Regrettably, I am also of the view that the Union is justified in invoking the remedy provisions in Addendum 111 of the collective agreement. The Company knew, or reasonably should have known, that the sole purpose of the assignment given to Locomotive Engineer Murphy was to rescue train Q114 51 25, and that it was assigning him off his territory to do so. It knew, or reasonably should have known, that that was prohibited by the provisions of article 61.6(c) of the collective agreement, as clarified by the interpretation of this Office in CROA 3331. The Arbitrator's conclusion in that regard is reinforced by the fact, pleaded by the Union, that a number of other disputes have been resolved by them following the decision of this Office in CROA 3331, including certain enhanced penalty payments, which were agreed.

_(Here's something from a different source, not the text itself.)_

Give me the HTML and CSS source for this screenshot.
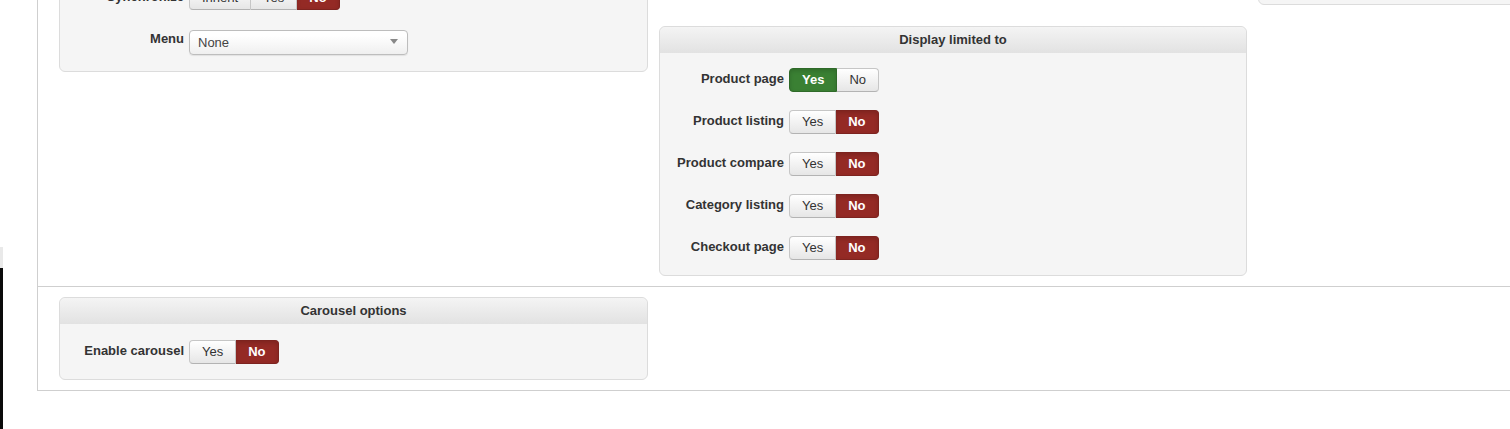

For the foregoing reasons the grievance is allowed. The Arbitrator finds and declares that the Company violated article 61.6(c) and Addendum No. 86 of the collective agreement by reason of its assignment of Locomotive Engineer Murphy to rescue train Q114 51 25 off his single subdivision territory on April 25, 2006. The Company is directed to cease and desist from the practice engaged in on that occasion and henceforth to comply with the requirements of the collective agreement concerning the rescue of extended run trains whose crews are unable to reach their objective terminal by reason of mandatory rest provisions. In keeping with the remedy provisions, before necessarily ordering any compensation to the employees concerned, it is appropriate for the parties to first negotiate that issue between them. Should they be unable to reach any agreement, the matter may be spoken to, including the Union's request for additional damages for its costs associated with bringing this matter before the Arbitrator.
On the foregoing terms the matter is remitted to the parties, and the Arbitrator retains jurisdiction.